STATED TASK = Reproduce the listing below without changes, except that pictures are left out.

GIVEN INFORMATION =
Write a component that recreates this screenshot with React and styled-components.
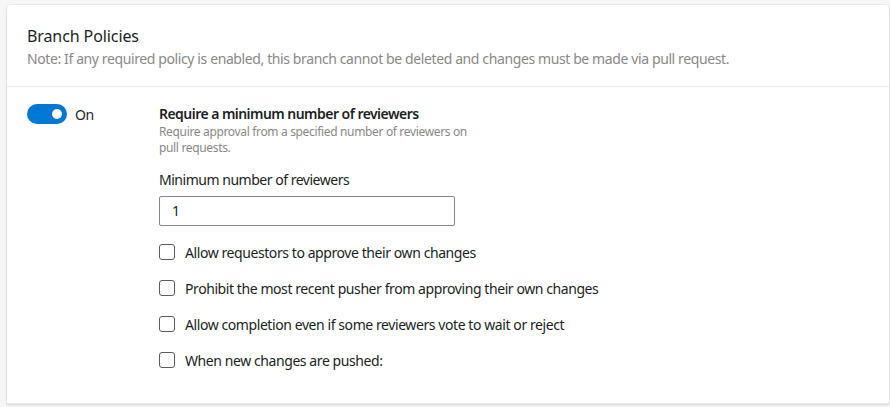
import React from "react";
import styled, { createGlobalStyle } from "styled-components";

const Global = createGlobalStyle`
  html, body { margin: 0; padding: 0; background: #f6f6f6; }
  body { font-family: "Segoe UI", "Noto Sans", "Liberation Sans", sans-serif; color: #201f1e; }
  * { box-sizing: border-box; }
`;

const Page = styled.div`
  padding: 5px 1px 0 7px;
  height: 407px;
  overflow: hidden;
`;

const Card = styled.section`
  background: #fff;
  border-radius: 4px 4px 0 0;
  box-shadow: 0 0 0 1px rgba(0,0,0,0.04), 0 1px 3px rgba(0,0,0,0.10);
  height: 399px;
  border-bottom: 1px solid #e8e8e8;
`;

const Header = styled.header`
  padding: 20px 20px 17px;
  border-bottom: 1px solid #eaeaea;
`;

const Title = styled.h2`
  margin: 0;
  font-size: 16px;
  font-weight: 400;
  line-height: 22px;
  letter-spacing: -0.1px;
  color: #201f1e;
`;

const Note = styled.p`
  margin: 2px 0 0;
  font-size: 14px;
  line-height: 20px;
  letter-spacing: -0.39px;
  color: #8a8886;
`;

const Body = styled.div`
  display: grid;
  grid-template-columns: 132px 1fr;
  padding: 14px 20px 0;
`;

const ToggleWrap = styled.label`
  display: flex;
  align-items: center;
  gap: 8px;
  height: 22px;
  margin-top: 2px;
  font-size: 14px;
  letter-spacing: -0.4px;
`;

const Track = styled.span`
  width: 40px;
  height: 20px;
  border-radius: 10px;
  background: #0078d4;
  position: relative;
  &::after {
    content: "";
    position: absolute;
    top: 5px;
    right: 5px;
    width: 10px;
    height: 10px;
    border-radius: 50%;
    background: #fff;
  }
`;

const Policy = styled.div`
  display: flex;
  flex-direction: column;
`;

const PolicyTitle = styled.div`
  font-size: 14px;
  font-weight: 600;
  line-height: 20px;
  letter-spacing: -0.54px;
  margin-top: 3px;
`;

const PolicyDesc = styled.div`
  font-size: 12px;
  line-height: 16px;
  letter-spacing: -0.34px;
  color: #8a8886;
  width: 320px;
`;

const FieldLabel = styled.div`
  font-size: 14px;
  line-height: 20px;
  letter-spacing: -0.48px;
  margin-top: 14px;
`;

const Input = styled.div`
  margin-top: 6px;
  width: 296px;
  height: 30px;
  border: 1px solid #8a8886;
  border-radius: 2px;
  font-size: 14px;
  line-height: 28px;
  padding-left: 12px;
`;

const Checks = styled.div`
  display: flex;
  flex-direction: column;
  gap: 16px;
  margin-top: 16px;
`;

const CheckRow = styled.label`
  display: flex;
  align-items: center;
  gap: 10px;
  height: 20px;
  font-size: 14px;
  letter-spacing: -0.42px;
`;

const Box = styled.span`
  width: 16px;
  height: 16px;
  border: 1px solid #605e5c;
  border-radius: 3px;
  flex: none;
`;

const options = [
  "Allow requestors to approve their own changes",
  "Prohibit the most recent pusher from approving their own changes",
  "Allow completion even if some reviewers vote to wait or reject",
  "When new changes are pushed:",
];

export default function App() {
  return (
    <>
      <Global />
      <Page>
        <Card>
          <Header>
            <Title>Branch Policies</Title>
            <Note>Note: If any required policy is enabled, this branch cannot be deleted and changes must be made via pull request.</Note>
          </Header>
          <Body>
            <div>
              <ToggleWrap>
                <Track />
                On
              </ToggleWrap>
            </div>
            <Policy>
              <PolicyTitle>Require a minimum number of reviewers</PolicyTitle>
              <PolicyDesc>Require approval from a specified number of reviewers on pull requests.</PolicyDesc>
              <FieldLabel>Minimum number of reviewers</FieldLabel>
              <Input>1</Input>
              <Checks>
                {options.map((o) => (
                  <CheckRow key={o}>
                    <Box />
                    {o}
                  </CheckRow>
                ))}
              </Checks>
            </Policy>
          </Body>
        </Card>
      </Page>
    </>
  );
}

COMPLETE ANSWER =
Write a component that recreates this screenshot with React and styled-components.
import React from "react";
import styled, { createGlobalStyle } from "styled-components";

const Global = createGlobalStyle`
  html, body { margin: 0; padding: 0; background: #f6f6f6; }
  body { font-family: "Segoe UI", "Noto Sans", "Liberation Sans", sans-serif; color: #201f1e; }
  * { box-sizing: border-box; }
`;

const Page = styled.div`
  padding: 5px 1px 0 7px;
  height: 407px;
  overflow: hidden;
`;

const Card = styled.section`
  background: #fff;
  border-radius: 4px 4px 0 0;
  box-shadow: 0 0 0 1px rgba(0,0,0,0.04), 0 1px 3px rgba(0,0,0,0.10);
  height: 399px;
  border-bottom: 1px solid #e8e8e8;
`;

const Header = styled.header`
  padding: 20px 20px 17px;
  border-bottom: 1px solid #eaeaea;
`;

const Title = styled.h2`
  margin: 0;
  font-size: 16px;
  font-weight: 400;
  line-height: 22px;
  letter-spacing: -0.1px;
  color: #201f1e;
`;

const Note = styled.p`
  margin: 2px 0 0;
  font-size: 14px;
  line-height: 20px;
  letter-spacing: -0.39px;
  color: #8a8886;
`;

const Body = styled.div`
  display: grid;
  grid-template-columns: 132px 1fr;
  padding: 14px 20px 0;
`;

const ToggleWrap = styled.label`
  display: flex;
  align-items: center;
  gap: 8px;
  height: 22px;
  margin-top: 2px;
  font-size: 14px;
  letter-spacing: -0.4px;
`;

const Track = styled.span`
  width: 40px;
  height: 20px;
  border-radius: 10px;
  background: #0078d4;
  position: relative;
  &::after {
    content: "";
    position: absolute;
    top: 5px;
    right: 5px;
    width: 10px;
    height: 10px;
    border-radius: 50%;
    background: #fff;
  }
`;

const Policy = styled.div`
  display: flex;
  flex-direction: column;
`;

const PolicyTitle = styled.div`
  font-size: 14px;
  font-weight: 600;
  line-height: 20px;
  letter-spacing: -0.54px;
  margin-top: 3px;
`;

const PolicyDesc = styled.div`
  font-size: 12px;
  line-height: 16px;
  letter-spacing: -0.34px;
  color: #8a8886;
  width: 320px;
`;

const FieldLabel = styled.div`
  font-size: 14px;
  line-height: 20px;
  letter-spacing: -0.48px;
  margin-top: 14px;
`;

const Input = styled.div`
  margin-top: 6px;
  width: 296px;
  height: 30px;
  border: 1px solid #8a8886;
  border-radius: 2px;
  font-size: 14px;
  line-height: 28px;
  padding-left: 12px;
`;

const Checks = styled.div`
  display: flex;
  flex-direction: column;
  gap: 16px;
  margin-top: 16px;
`;

const CheckRow = styled.label`
  display: flex;
  align-items: center;
  gap: 10px;
  height: 20px;
  font-size: 14px;
  letter-spacing: -0.42px;
`;

const Box = styled.span`
  width: 16px;
  height: 16px;
  border: 1px solid #605e5c;
  border-radius: 3px;
  flex: none;
`;

const options = [
  "Allow requestors to approve their own changes",
  "Prohibit the most recent pusher from approving their own changes",
  "Allow completion even if some reviewers vote to wait or reject",
  "When new changes are pushed:",
];

export default function App() {
  return (
    <>
      <Global />
      <Page>
        <Card>
          <Header>
            <Title>Branch Policies</Title>
            <Note>Note: If any required policy is enabled, this branch cannot be deleted and changes must be made via pull request.</Note>
          </Header>
          <Body>
            <div>
              <ToggleWrap>
                <Track />
                On
              </ToggleWrap>
            </div>
            <Policy>
              <PolicyTitle>Require a minimum number of reviewers</PolicyTitle>
              <PolicyDesc>Require approval from a specified number of reviewers on pull requests.</PolicyDesc>
              <FieldLabel>Minimum number of reviewers</FieldLabel>
              <Input>1</Input>
              <Checks>
                {options.map((o) => (
                  <CheckRow key={o}>
                    <Box />
                    {o}
                  </CheckRow>
                ))}
              </Checks>
            </Policy>
          </Body>
        </Card>
      </Page>
    </>
  );
}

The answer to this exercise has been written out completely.